God Told Me To is the sixth solo album from guitarist John 5. Released on May 8, 2012 

The album was initially announced in 2011. John 5 stated in a podcast to Kerrang magazine: "I have an album called God Told Me To coming out and it's half heavy and it's half acoustic, which I've never done before. I'm doing a cover of Michael Jackson's 'Beat It', an instrumental version of it. And it's gonna be amazing. I'm really excited about this record 'cause of the acoustic stuff, 'cause I've never done that before"

Album news

Promotion of the album started in summer 2011, when John 5 released the first of 4 singles from the album on digital release only.  The first being a cover of the Michael Jackson track Beat It.  The track was released on August 29, 2011, on what would have been Jackson's 53rd birthday.

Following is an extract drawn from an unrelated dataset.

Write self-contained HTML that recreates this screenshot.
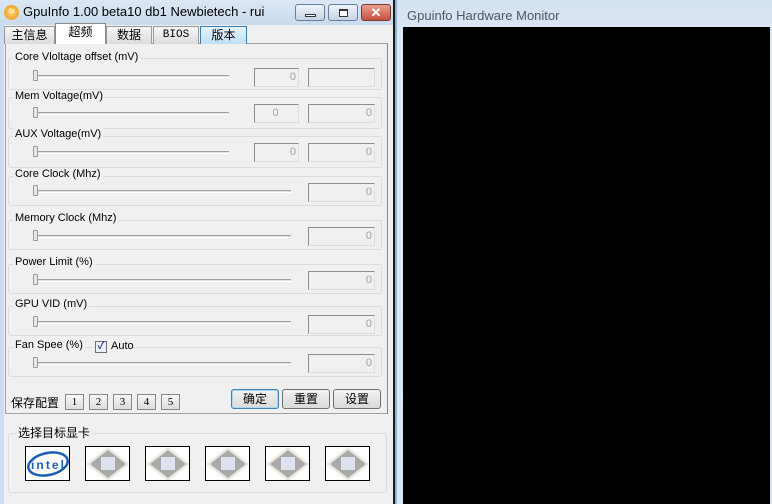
<!DOCTYPE html>
<html><head><meta charset="utf-8"><style>
*{margin:0;padding:0;box-sizing:border-box}
body{width:772px;height:504px;position:relative;overflow:hidden;background:#f0f0f0;font-family:"Liberation Sans","Noto Sans CJK SC",sans-serif;font-size:11px;color:#000}
.a{position:absolute}
.title{left:0;top:0;width:395px;height:25px;background:linear-gradient(#dbe7f4,#c9dbee)}
.rwin{left:396px;top:0;width:376px;height:504px;background:linear-gradient(#d2e0f0,#dfe9f5 40px,#dbe6f3)}
.tab{position:absolute;top:26px;height:18px;border:1px solid #999;border-bottom:none;background:linear-gradient(#f6f6f6,#dcdcdc);font-size:12px;text-align:center;line-height:17px}
.panel{left:5px;top:43px;width:383px;height:371px;background:#f0f0f0;border:1px solid #a0a0a0;border-right:1px solid #888}
.grp{position:absolute;border:1px solid #dcdcdc;border-radius:3px;left:8px;width:374px}
.lbl{position:absolute;background:#f0f0f0;padding:0 2px;font-size:11px;color:#000}
.trk{position:absolute;height:3px;border-top:1px solid #a0a0a0;border-bottom:1px solid #fff;background:#e3e3e3}
.th{position:absolute;width:5px;height:11px;border:1px solid #9a9a9a;background:#e8e8e8;border-radius:1px}
.in{position:absolute;height:19px;border:1px solid #8c8c8c;border-right-color:#ddd;border-bottom-color:#ddd;background:#f0f0f0;color:#a0a0a0;text-align:right;padding-right:2px;line-height:17px;font-size:11px}
.nb{position:absolute;top:394px;width:19px;height:16px;border:1px solid #888;background:linear-gradient(#f8f8f8,#dcdcdc);font-size:11px;text-align:center;line-height:14px;font-family:"Liberation Serif",serif}
.bt{position:absolute;top:389px;width:48px;height:20px;border:1px solid #707070;border-radius:3px;background:linear-gradient(#f2f2f2,#dadada);text-align:center;line-height:18px;font-size:12px}
.ic{position:absolute;top:446px;width:45px;height:35px;border:1px solid #000;background:#fff;overflow:hidden}
</style></head><body>
<div class="a title"></div>
<div class="a" style="left:4px;top:5px;width:15px;height:15px;border-radius:50%;background:radial-gradient(#ffd070,#f09010);font-size:6px;color:#fff;text-align:center;line-height:15px;font-weight:bold">Gi</div>
<div class="a" style="left:23px;top:4px;font-size:13px">GpuInfo 1.00 beta10 db1 Newbietech - rui</div>
<div class="a" style="left:295px;top:4px;width:30px;height:17px;border:1px solid #6a7e9a;border-radius:3px;background:linear-gradient(#eef3fa,#c6d4e6)"><div class="a" style="left:9px;top:9px;width:11px;height:3px;border:1px solid #333;background:#fff"></div></div>
<div class="a" style="left:328px;top:4px;width:30px;height:17px;border:1px solid #6a7e9a;border-radius:3px;background:linear-gradient(#eef3fa,#c6d4e6)"><div class="a" style="left:10px;top:4px;width:9px;height:8px;border:1px solid #333;border-top-width:2px;background:#fff"></div></div>
<div class="a" style="left:361px;top:4px;width:30px;height:17px;border:1px solid #7a3a30;border-radius:3px;background:linear-gradient(#e8a090,#c75040);color:#fff;font-weight:bold;text-align:center;line-height:15px;font-size:13px">✕</div>
<div class="a rwin"></div>
<div class="a" style="left:393px;top:0;width:2px;height:504px;background:#1a1a1a"></div>
<div class="a" style="left:395px;top:0;width:2px;height:504px;background:#8fb4dc"></div>
<div class="a" style="left:407px;top:8px;font-size:13px;color:#505560">Gpuinfo Hardware Monitor</div>
<div class="a" style="left:403px;top:27px;width:367px;height:477px;background:#000"></div>
<div class="a" style="left:0;top:25px;width:4px;height:479px;background:#cddcee"></div>

<div class="a panel"></div>
<div class="tab" style="left:4px;width:51px">主信息</div>
<div class="tab" style="left:55px;top:23px;height:21px;width:51px;background:#fff;border-color:#888">超频</div>
<div class="tab" style="left:106px;width:46px">数据</div>
<div class="tab" style="left:153px;width:46px;font-family:'Liberation Mono',monospace;font-size:11px">BIOS</div>
<div class="tab" style="left:200px;width:47px;background:linear-gradient(#e6f3fb,#bfe0f5);border-color:#3c7fb1">版本</div>

<div class="grp" style="top:58px;height:32px"></div><div class="lbl" style="left:13px;top:51px">Core Vloltage offset (mV)</div>
<div class="trk" style="left:33px;top:75px;width:196px"></div><div class="th" style="left:33px;top:70px"></div>
<div class="in" style="left:254px;top:68px;width:45px">0</div><div class="in" style="left:308px;top:68px;width:67px"></div>

<div class="grp" style="top:97px;height:32px"></div><div class="lbl" style="left:13px;top:90px">Mem Voltage(mV)</div>
<div class="trk" style="left:33px;top:112px;width:196px"></div><div class="th" style="left:33px;top:107px"></div>
<div class="in" style="left:254px;top:104px;width:45px;text-align:center">0</div><div class="in" style="left:308px;top:104px;width:67px">0</div>

<div class="grp" style="top:136px;height:32px"></div><div class="lbl" style="left:13px;top:128px">AUX Voltage(mV)</div>
<div class="trk" style="left:33px;top:151px;width:196px"></div><div class="th" style="left:33px;top:146px"></div>
<div class="in" style="left:254px;top:143px;width:45px">0</div><div class="in" style="left:308px;top:143px;width:67px">0</div>

<div class="grp" style="top:176px;height:30px"></div><div class="lbl" style="left:13px;top:168px">Core Clock (Mhz)</div>
<div class="trk" style="left:33px;top:190px;width:258px"></div><div class="th" style="left:33px;top:185px"></div>
<div class="in" style="left:308px;top:183px;width:67px">0</div>

<div class="grp" style="top:220px;height:30px"></div><div class="lbl" style="left:13px;top:212px">Memory Clock (Mhz)</div>
<div class="trk" style="left:33px;top:235px;width:258px"></div><div class="th" style="left:33px;top:230px"></div>
<div class="in" style="left:308px;top:227px;width:67px">0</div>

<div class="grp" style="top:264px;height:30px"></div><div class="lbl" style="left:13px;top:256px">Power Limit (%)</div>
<div class="trk" style="left:33px;top:279px;width:258px"></div><div class="th" style="left:33px;top:274px"></div>
<div class="in" style="left:308px;top:271px;width:67px">0</div>

<div class="grp" style="top:306px;height:30px"></div><div class="lbl" style="left:13px;top:298px">GPU VID (mV)</div>
<div class="trk" style="left:33px;top:321px;width:258px"></div><div class="th" style="left:33px;top:316px"></div>
<div class="in" style="left:308px;top:315px;width:67px">0</div>

<div class="grp" style="top:347px;height:30px"></div><div class="lbl" style="left:13px;top:339px">Fan Spee (%)</div>
<div class="a" style="left:93px;top:340px;width:40px;height:14px;background:#f0f0f0"></div>
<div class="a" style="left:95px;top:341px;width:12px;height:12px;border:1px solid #707070;background:#eef0f8;font-size:10px;line-height:10px;text-align:center;color:#2a4aa0;font-weight:bold">✓</div>
<div class="a" style="left:111px;top:340px">Auto</div>
<div class="trk" style="left:33px;top:362px;width:258px"></div><div class="th" style="left:33px;top:357px"></div>
<div class="in" style="left:308px;top:354px;width:67px">0</div>

<div class="a" style="left:11px;top:394px;font-size:12px">保存配置</div>
<div class="nb" style="left:65px">1</div><div class="nb" style="left:89px">2</div><div class="nb" style="left:113px">3</div><div class="nb" style="left:137px">4</div><div class="nb" style="left:161px">5</div>
<div class="bt" style="left:231px;border-color:#3c7fb1;box-shadow:inset 0 0 0 1px #a8daf5">确定</div>
<div class="bt" style="left:282px">重置</div>
<div class="bt" style="left:333px">设置</div>

<div class="grp" style="top:433px;height:60px;left:8px;width:379px"></div><div class="lbl" style="left:16px;top:424px;font-size:12px">选择目标显卡</div>
<div class="ic" style="left:25px"><svg width="45" height="35"><ellipse cx="22" cy="17" rx="20" ry="11" fill="none" stroke="#1c5fb0" stroke-width="2.5" transform="rotate(-12 22 17)"/><text x="5" y="22" font-family="Liberation Sans" font-weight="bold" font-size="12" fill="#1c5fb0" textLength="33">intel</text></svg></div>
<div class="ic" style="left:85px"><svg width="45" height="35"><polygon points="22,0 44,17 22,34 0,17" fill="#ece9e0"/><polygon points="22,3 40,17 22,31 4,17" fill="#a9a9a9"/><rect x="15" y="10" width="14" height="13" fill="#dde2ee"/></svg></div>
<div class="ic" style="left:145px"><svg width="45" height="35"><polygon points="22,0 44,17 22,34 0,17" fill="#ece9e0"/><polygon points="22,3 40,17 22,31 4,17" fill="#a9a9a9"/><rect x="15" y="10" width="14" height="13" fill="#dde2ee"/></svg></div>
<div class="ic" style="left:205px"><svg width="45" height="35"><polygon points="22,0 44,17 22,34 0,17" fill="#ece9e0"/><polygon points="22,3 40,17 22,31 4,17" fill="#a9a9a9"/><rect x="15" y="10" width="14" height="13" fill="#dde2ee"/></svg></div>
<div class="ic" style="left:265px"><svg width="45" height="35"><polygon points="22,0 44,17 22,34 0,17" fill="#ece9e0"/><polygon points="22,3 40,17 22,31 4,17" fill="#a9a9a9"/><rect x="15" y="10" width="14" height="13" fill="#dde2ee"/></svg></div>
<div class="ic" style="left:325px"><svg width="45" height="35"><polygon points="22,0 44,17 22,34 0,17" fill="#ece9e0"/><polygon points="22,3 40,17 22,31 4,17" fill="#a9a9a9"/><rect x="15" y="10" width="14" height="13" fill="#dde2ee"/></svg></div>
</body></html>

There were three more single releases: Welcome to Violence (released on September 27), Noche Acosador (November 1st) and The Castle (December 20).

On September 16, 2011, it was announced the cover for the album would feature a painting of John 5 by Rob Zombie.  It was also announced that a DVD would accompany the final album release.

On October 30, 2011, John 5 unveiled the video Welcome to Violence on his website. The video was a montage piece similar to John 5's 2004 video 'God is Closed' which was released to coincide with his first album Vertigo.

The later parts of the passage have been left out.